*Recorded data*.

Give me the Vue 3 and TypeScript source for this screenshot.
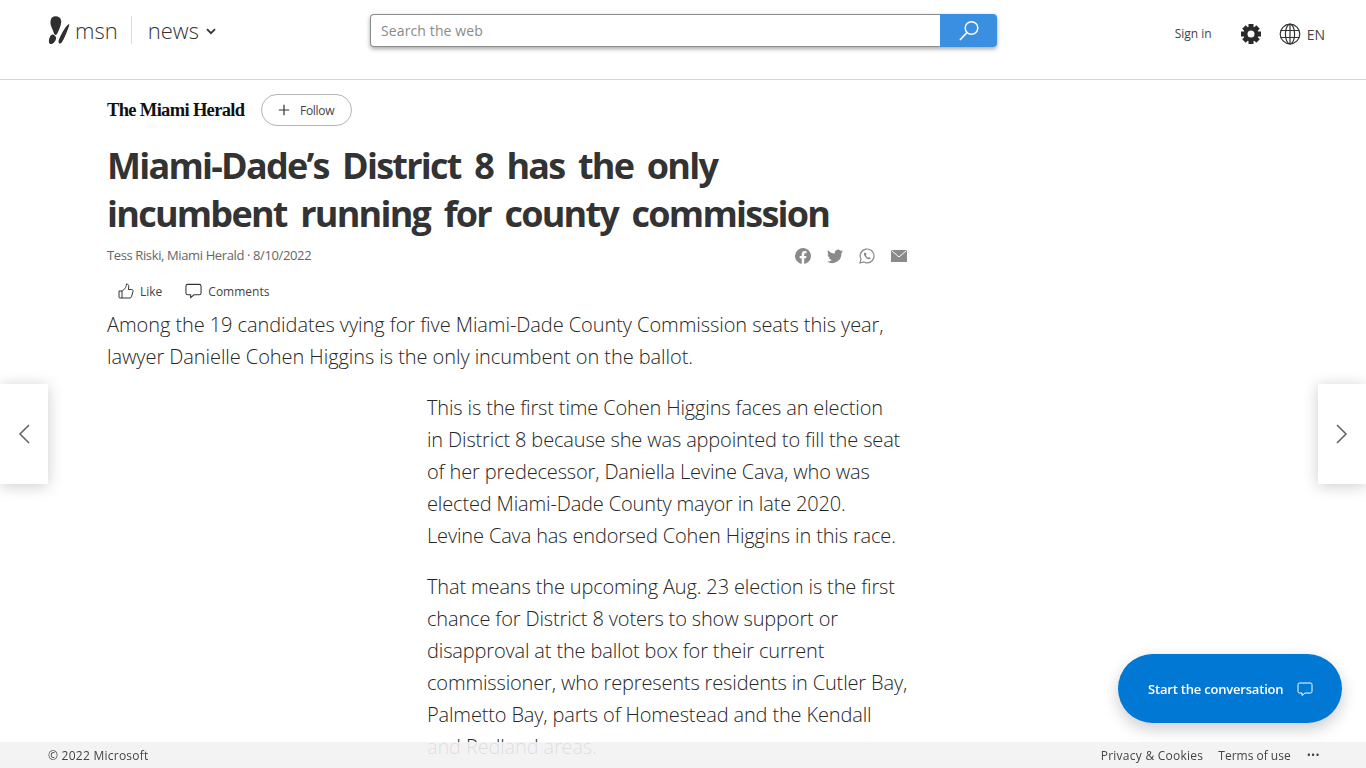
<script setup lang="ts">
const gearTeeth = [0, 45, 90, 135, 180, 225, 270, 315]

// line breaks kept as in the article column
const paragraphs: string[][] = [
  [
    'This is the first time Cohen Higgins faces an election',
    'in District 8 because she was appointed to fill the seat',
    'of her predecessor, Daniella Levine Cava, who was',
    'elected Miami-Dade County mayor in late 2020.',
    'Levine Cava has endorsed Cohen Higgins in this race.'
  ],
  [
    'That means the upcoming Aug. 23 election is the first',
    'chance for District 8 voters to show support or',
    'disapproval at the ballot box for their current',
    'commissioner, who represents residents in Cutler Bay,',
    'Palmetto Bay, parts of Homestead and the Kendall',
    'and Redland areas.'
  ]
]
</script>

<template>
  <div class="page">
    <header class="topbar">
      <div class="brand">
        <svg class="butterfly" viewBox="0 0 22 29" width="22" height="29">
          <path d="M4 1.500C7-.5 12 0 13 4c1 4-2 10-4 14-1 1.500-2.500 1-3-.5C5 13 2 10 2.500 6c.2-2 .5-3.500 1.500-4.500z" fill="#2f2f2f" />
          <path d="M5 18.500c2 .5 3.500 2.500 3 4.500-.8 3-3.500 5.500-5.500 5-2-.5-1.800-4-1-6 .8-2.500 2-4 3.500-3.500z" fill="#2f2f2f" />
          <path d="M21 8c.5.2.3 1 0 2-2 6-4.500 12-7 16-1 1.500-2.500 2-3.200 1-.8-1.500.2-4 1.700-7 2-4 5-9.500 8.500-12z" fill="#2f2f2f" />
        </svg>
        <span class="msn">msn</span>
        <span class="divider"></span>
        <span class="news">news</span>
        <svg class="chevron" viewBox="0 0 10 7" width="10" height="7">
          <path d="M1 1.200l4 4 4-4" fill="none" stroke="#333" stroke-width="1.800" />
        </svg>
      </div>

      <form class="search" @submit.prevent>
        <input class="search-input" type="text" placeholder="Search the web" />
        <button class="search-btn" type="button" aria-label="Search">
          <svg viewBox="0 0 24 24" width="24" height="24">
            <circle cx="14.500" cy="9" r="6.300" fill="none" stroke="#fff" stroke-width="1.500" />
            <path d="M10 13.500L3 21" fill="none" stroke="#fff" stroke-width="1.700" />
          </svg>
        </button>
      </form>

      <div class="account">
        <span class="signin">Sign in</span>
        <svg class="gear" viewBox="0 0 22 22" width="22" height="22">
          <rect
            v-for="a in gearTeeth"
            :key="a"
            x="8.500"
            y="1"
            width="5"
            height="5"
            fill="#2b2b2b"
            :transform="`rotate(${a} 11 11)`"
          />
          <circle cx="11" cy="11" r="5.500" fill="none" stroke="#2b2b2b" stroke-width="4" />
        </svg>
        <svg class="globe" viewBox="0 0 22 22" width="22" height="22" fill="none" stroke="#333" stroke-width="1.200">
          <circle cx="11" cy="11" r="9.800" />
          <ellipse cx="11" cy="11" rx="4.600" ry="9.800" />
          <path d="M11 1.200v19.600M1.800 7.500h18.400M1.800 14.500h18.400" />
        </svg>
        <span class="lang">EN</span>
      </div>
    </header>

    <main class="article">
      <div class="source">
        <span class="publisher">The Miami Herald</span>
        <button class="follow" type="button">
          <svg viewBox="0 0 12 12" width="12" height="12">
            <path d="M6 .8v10.400M.8 6h10.400" stroke="#333" stroke-width="1.200" fill="none" />
          </svg>
          <span>Follow</span>
        </button>
      </div>

      <h1 class="headline">Miami-Dade’s District 8 has the only<br />incumbent running for county commission</h1>

      <div class="byline-row">
        <span class="byline">Tess Riski, Miami Herald · 8/10/2022</span>
        <div class="share">
          <svg viewBox="0 0 16 16" width="16" height="16">
            <path d="M16 8a8 8 0 1 0-9.300 7.900v-5.600h-2V8h2V6.200c0-2 1.200-3.100 3-3.100.9 0 1.800.2 1.800.2v2h-1c-1 0-1.300.6-1.300 1.200V8h2.200l-.4 2.300H9.200v5.600A8 8 0 0 0 16 8z" fill="#8a8a8a" />
          </svg>
          <svg viewBox="0 0 16 16" width="16" height="16">
            <path d="M16 3.200c-.6.300-1.200.4-1.900.5.700-.4 1.200-1 1.400-1.800-.6.400-1.300.6-2.100.8a3.300 3.300 0 0 0-5.600 3C5.100 5.600 2.700 4.300 1.100 2.300c-.9 1.500-.4 3.400 1 4.400-.5 0-1-.2-1.500-.4 0 1.600 1.100 3 2.600 3.300-.5.100-1 .1-1.500 0 .4 1.300 1.600 2.200 3.100 2.300A6.600 6.600 0 0 1 0 13.500 9.300 9.300 0 0 0 14.400 5.200c.6-.5 1.200-1.200 1.600-2z" fill="#8a8a8a" />
          </svg>
          <svg viewBox="0 0 16 16" width="16" height="16" fill="none">
            <path d="M1 15l1-3.800A6.900 6.900 0 1 1 4.800 14z" stroke="#8a8a8a" stroke-width="1.200" />
            <path d="M5.600 4.500c-.9.700-.9 2 0 3.500 1 1.700 2.500 3 4.200 3.300 1 .2 1.800-.5 1.900-1.300l-1.700-1-.8.800c-1-.4-1.900-1.300-2.300-2.300l.7-.9-.9-1.900z" fill="#8a8a8a" />
          </svg>
          <svg viewBox="0 0 16 12" width="16" height="12">
            <rect width="16" height="12" fill="#8a8a8a" />
            <path d="M.5.500L8 7l7.500-6.500" fill="none" stroke="#fff" stroke-width="1" />
          </svg>
        </div>
      </div>

      <div class="reactions">
        <span class="reaction">
          <svg viewBox="0 0 16 16" width="16" height="16" fill="none" stroke="#333" stroke-width="1">
            <path d="M1 8h3v7H1.800a.8.800 0 0 1-.8-.8zM4 8.500l3-3.200c.9-1 1.300-2.300 1.500-4.300 1.600 0 2.300 1.100 2.200 2.600L10.400 6.500h3.200c1 0 1.700.9 1.400 1.900l-1.500 5.400c-.2.700-.8 1.200-1.500 1.200H4" />
          </svg>
          Like
        </span>
        <span class="reaction">
          <svg viewBox="0 0 18 16" width="17" height="16" fill="none" stroke="#333" stroke-width="1.100">
            <path d="M3 1h12a2 2 0 0 1 2 2v7a2 2 0 0 1-2 2H9.500L6 15v-3H3a2 2 0 0 1-2-2V3a2 2 0 0 1 2-2z" />
          </svg>
          Comments
        </span>
      </div>

      <p class="lead">Among the 19 candidates vying for five Miami-Dade County Commission seats this year,<br />lawyer Danielle Cohen Higgins is the only incumbent on the ballot.</p>

      <div class="body-text">
        <p v-for="(lines, i) in paragraphs" :key="i">
          <span v-for="line in lines" :key="line" class="line">{{ line }}</span>
        </p>
      </div>
    </main>

    <button class="flipper prev" type="button" aria-label="Previous">
      <svg viewBox="0 0 12 20" width="12" height="20">
        <path d="M11 1L2 10l9 9" fill="none" stroke="#666" stroke-width="1.600" />
      </svg>
    </button>
    <button class="flipper next" type="button" aria-label="Next">
      <svg viewBox="0 0 12 20" width="12" height="20">
        <path d="M1 1l9 9-9 9" fill="none" stroke="#666" stroke-width="1.600" />
      </svg>
    </button>

    <button class="chat" type="button">
      <span>Start the conversation</span>
      <svg viewBox="0 0 16 16" width="16" height="16" fill="none" stroke="#fff" stroke-width="1">
        <path d="M2.500 2h11A1.500 1.500 0 0 1 15 3.500v7a1.500 1.500 0 0 1-1.500 1.500H8l-3 2.500V12H2.500A1.500 1.500 0 0 1 1 10.500v-7A1.500 1.500 0 0 1 2.500 2z" />
      </svg>
    </button>

    <footer class="footer">
      <span class="copy">© 2022 Microsoft</span>
      <nav class="footer-links">
        <span class="copy">Privacy &amp; Cookies</span>
        <span>Terms of use</span>
        <span class="more">•••</span>
      </nav>
    </footer>
  </div>
</template>

<style>
html,
body {
  margin: 0;
  height: 100%;
  overflow: hidden;
  background: #fff;
}
</style>

<style scoped>
.page {
  height: 768px;
  overflow: hidden;
  font-family: "Open Sans", "Noto Sans", "Liberation Sans", sans-serif;
  color: #333;
}

.topbar {
  display: flex;
  align-items: flex-start;
  height: 79px;
  padding: 0 41px 0 48px;
  border-bottom: 1px solid #d4d4d4;
}

.brand {
  display: flex;
  align-items: center;
  width: 322px;
  height: 60px;
  flex-shrink: 0;
}

.butterfly {
  margin-right: 5px;
}

.msn,
.news {
  font-size: 22px;
  font-weight: 300;
  color: #333;
}

.divider {
  width: 1px;
  height: 28px;
  margin: 0 16px 0 13px;
  background: #ddd;
}

.chevron {
  margin: 2px 0 0 7px;
}

.search {
  display: flex;
  width: 627px;
  height: 33px;
  margin-top: 14px;
  border-radius: 4px;
  box-shadow: 0 2px 4px rgba(0, 0, 0, 0.35);
  flex-shrink: 0;
}

.search-input {
  flex: 1;
  min-width: 0;
  box-sizing: border-box;
  padding: 0 10px;
  border: 1px solid #8c8c8c;
  border-right: none;
  border-radius: 4px 0 0 4px;
  outline: none;
  font: 14px "Open Sans", sans-serif;
  letter-spacing: 0.12px;
  color: #333;
}

.search-input::placeholder {
  color: #8a8a8a;
  opacity: 1;
}

.search-btn {
  display: flex;
  align-items: center;
  justify-content: center;
  width: 57px;
  padding: 0;
  border: none;
  border-radius: 0 4px 4px 0;
  background: #3a8fe0;
}

.account {
  display: flex;
  align-items: center;
  height: 68px;
  margin-left: auto;
}

.signin {
  margin: 0 28px 2px 0;
  font-size: 12px;
  color: #444;
}

.gear {
  margin-right: 17px;
}

.lang {
  margin-left: 6px;
  font-size: 14px;
  color: #444;
}

.article {
  width: 800px;
  margin-left: 107px;
}

.source {
  display: flex;
  align-items: center;
  height: 32px;
  margin-top: 14px;
}

.publisher {
  width: 154px;
  font-family: "Liberation Serif", serif;
  font-size: 18.5px;
  font-weight: 700;
  white-space: nowrap;
  color: #111;
  letter-spacing: -0.66px;
}

.follow {
  display: flex;
  align-items: center;
  gap: 10px;
  box-sizing: border-box;
  width: 91px;
  height: 32px;
  padding: 0 0 0 16px;
  border: 1px solid #b5b5b5;
  border-radius: 16px;
  background: #fff;
  font: 12px "Open Sans", sans-serif;
  letter-spacing: -0.3px;
  color: #444;
}

.headline {
  margin: 16px 0 0;
  font-size: 36px;
  line-height: 48px;
  font-weight: 700;
  color: #333;
  letter-spacing: -1.76px;
  word-spacing: 5.9px;
  white-space: nowrap;
}

.byline-row {
  display: flex;
  align-items: center;
  justify-content: space-between;
  height: 20px;
  margin-top: 7px;
}

.byline {
  font-size: 13px;
  color: #666;
  letter-spacing: -0.38px;
}

.share {
  display: flex;
  align-items: center;
  gap: 16px;
  margin-top: 2px;
}

.reactions {
  display: flex;
  align-items: center;
  gap: 23px;
  height: 20px;
  margin: 16px 0 0 11px;
}

.reaction {
  display: flex;
  align-items: center;
  gap: 6px;
  font-size: 12px;
  color: #444;
}

.lead {
  margin: 8px 0 0;
  font-size: 20px;
  font-weight: 300;
  line-height: 32px;
  letter-spacing: -0.07px;
  white-space: nowrap;
  color: #262626;
}

.body-text {
  margin: 19px 0 0 320px;
  font-size: 20px;
  font-weight: 300;
  line-height: 32px;
  letter-spacing: -0.15px;
  color: #262626;
}

.body-text p {
  margin: 0 0 19px;
}

.line {
  display: block;
  white-space: nowrap;
}

.flipper {
  position: fixed;
  top: 384px;
  display: flex;
  align-items: center;
  justify-content: center;
  width: 48px;
  height: 100px;
  padding: 0;
  border: none;
  background: #fff;
  box-shadow: 0 2px 16px rgba(0, 0, 0, 0.2);
}

.prev {
  left: 0;
}

.next {
  right: 0;
}

.chat {
  position: fixed;
  right: 24px;
  bottom: 45px;
  display: flex;
  align-items: center;
  gap: 14px;
  box-sizing: border-box;
  width: 224px;
  height: 69px;
  padding: 0 0 0 30px;
  border: none;
  border-radius: 35px;
  background: #0078d4;
  box-shadow: 0 6px 16px rgba(0, 0, 0, 0.2);
  font: 600 13px "Open Sans", sans-serif;
  color: #fff;
  white-space: nowrap;
  letter-spacing: -0.2px;
}

.footer {
  position: fixed;
  left: 0;
  right: 0;
  bottom: 0;
  display: flex;
  align-items: center;
  justify-content: space-between;
  box-sizing: border-box;
  height: 26px;
  padding: 0 46px 0 48px;
  background: rgba(242, 242, 242, 0.9);
  font-size: 12px;
  color: #444;
}

.copy {
  letter-spacing: 0.25px;
}

.footer-links {
  display: flex;
  align-items: center;
  gap: 15px;
}

.more {
  margin-left: 1px;
  font-size: 11px;
  letter-spacing: 0.3px;
  line-height: 16px;
}
</style>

*Required task*. Up to and including the line containing "const gearTeeth = [0, 45, 90, 135, 180, 225, 270, 315]", repeat every line from the start of the data, but none of the pictures.

*Exercise solution*.
Give me the Vue 3 and TypeScript source for this screenshot.
<script setup lang="ts">
const gearTeeth = [0, 45, 90, 135, 180, 225, 270, 315]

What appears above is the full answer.